Si le voyage jusqu'alors était déjà excellent, les quatre derniers morceaux de l'opus sont tout à fait exceptionnels. "I Could Never Take the Place of Your Man" est une ritournelle pop imparable au texte amer. D'une durée de six minutes trente, Prince casse complètement le format pop traditionnel : il n'y a plus de chant après deux minutes quarante, place alors à une enfilade de solos de guitare. Aux extrémités de ce long passage instrumental, on retrouve deux solos pop ; au centre, un solo bluesy délectable. "The Cross", bien que plus court (moins de cinq minutes), est un autre morceau qui prend son temps. Il s'agit très certainement d'un des meilleurs morceaux du disque. Le titre débute calmement, de façon acoustique, presque dans un murmure. Au fur et à mesure, un instrument s'ajoute et un puis un autre; la voix gagne en assurance, se fait plus forte, et est portée par une rythmique militaire. Le morceau acoustique au chant plaintif mue en un rock aux forts accents gospel, avec des guitares électriques saturées et une étrange sitar. Le crescendo est superbe. Après ces envolées presque mystiques, "It's Gonna Be a Beautiful Night", avant-dernier titre, nous fait redescendre samedi soir sur la terre : jam funk redoutable, cacophonie jouissive. Prince s'amuse et nous amuse sur neuf minutes. Le morceau a été enregistré en deux temps : à Paris, en live au Zénith, puis en studio où différents ajouts ont été faits. Enfin, Sign O' the Times s'achève sur "Adore", une magnifique ballade soul : six minutes trente de sensualité où la voix de Prince n'a jamais été aussi belle, offrant une palette de couleurs impressionnante et atteignant des aigus quasi inhumains. La voix reprend le dessus sur les percussions : Prince a gagné le combat.

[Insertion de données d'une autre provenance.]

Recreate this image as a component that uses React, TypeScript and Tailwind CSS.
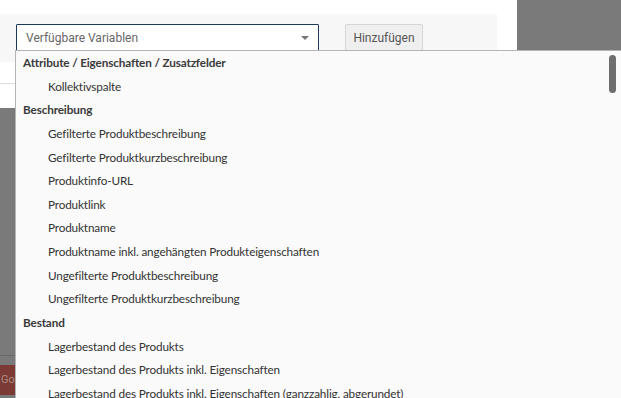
import React from 'react';

const groups: { title: string; items: string[] }[] = [
  { title: 'Attribute / Eigenschaften / Zusatzfelder', items: ['Kollektivspalte'] },
  {
    title: 'Beschreibung',
    items: [
      'Gefilterte Produktbeschreibung',
      'Gefilterte Produktkurzbeschreibung',
      'Produktinfo-URL',
      'Produktlink',
      'Produktname',
      'Produktname inkl. angehängten Produkteigenschaften',
      'Ungefilterte Produktbeschreibung',
      'Ungefilterte Produktkurzbeschreibung',
    ],
  },
  {
    title: 'Bestand',
    items: [
      'Lagerbestand des Produkts',
      'Lagerbestand des Produkts inkl. Eigenschaften',
      'Lagerbestand des Produkts inkl. Eigenschaften (ganzzahlig, abgerundet)',
    ],
  },
];

const App: React.FC = () => {
  return (
    <div className="relative w-[621px] h-[398px] overflow-hidden bg-[#7a7a7a]">
      {/* modal body */}
      <div className="w-[517px] h-[108px] bg-white pt-[14px]">
        <div className="w-[497px] h-[48px] bg-[#f7f7f7] flex items-start pt-[10px] pl-[16px]">
          <div className="w-[303px] h-[27px] bg-white border border-[#1d3a5c] rounded-[1px] flex items-center justify-between pl-[9px] pr-[9px] font-['Roboto',sans-serif] text-[12px] text-[#666]">
            <span>Verfügbare Variablen</span>
            <span className="w-0 h-0 border-l-[4px] border-r-[4px] border-t-[4px] border-l-transparent border-r-transparent border-t-[#777]" />
          </div>
          <div className="ml-[26px] w-[78px] h-[27px] bg-[#efefef] border border-[#d6d6d6] rounded-[2px] flex items-center justify-center font-['Roboto',sans-serif] text-[12px] text-[#555]">
            Hinzufügen
          </div>
        </div>
        <div className="mt-[21px] h-px bg-[#dcdcdc]" />
      </div>

      {/* page behind overlay */}
      <div className="mt-[247px] h-px w-[16px] bg-[#6a6a6a]" />
      <div className="mt-[9px] w-[60px] h-[30px] bg-[#7b3a33] pl-[1px] flex items-center font-['Roboto',sans-serif] text-[11px] text-[#a88a86]">
        Google
      </div>

      {/* dropdown */}
      <div className="absolute left-[15px] top-[50px] w-[620px] h-[360px] bg-[#fafafa] border border-[#b4b4b4] font-['Lato',sans-serif] text-[11.75px] tracking-[-0.15px] text-[#333]">
        {groups.map((g) => (
          <div key={g.title}>
            <div className="h-[23.64px] flex items-center pl-[7px] font-bold text-[#3a3a3a]">{g.title}</div>
            {g.items.map((it) => (
              <div key={it} className="h-[23.64px] flex items-center pl-[32px]">
                {it}
              </div>
            ))}
          </div>
        ))}
        <div className="absolute left-[593px] top-[4px] w-[7px] h-[38px] rounded-full bg-[#6e6e6e]" />
      </div>
    </div>
  );
};

export default App;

Malgré ses nombreuses qualités mélodiques, Sign O' the Times n'est pas un album facile d'accès. L'absence d'un single fort à la "Kiss", le manque d'évidence radiophonique des ballades "Slow Love" et "Adore", en comparaison avec, par exemple, "Diamonds and Pearls", le minimalisme ambiant ou encore la multiplicité des genres musicaux (funk, pop, rock, soul, R&B, dance, new wave, etc.) : tout ça le rend difficile à cerner aux premières écoutes. Pourtant une fois apprivoisé, Sign O' the Times se révèle être peut-être l'album d'une vie.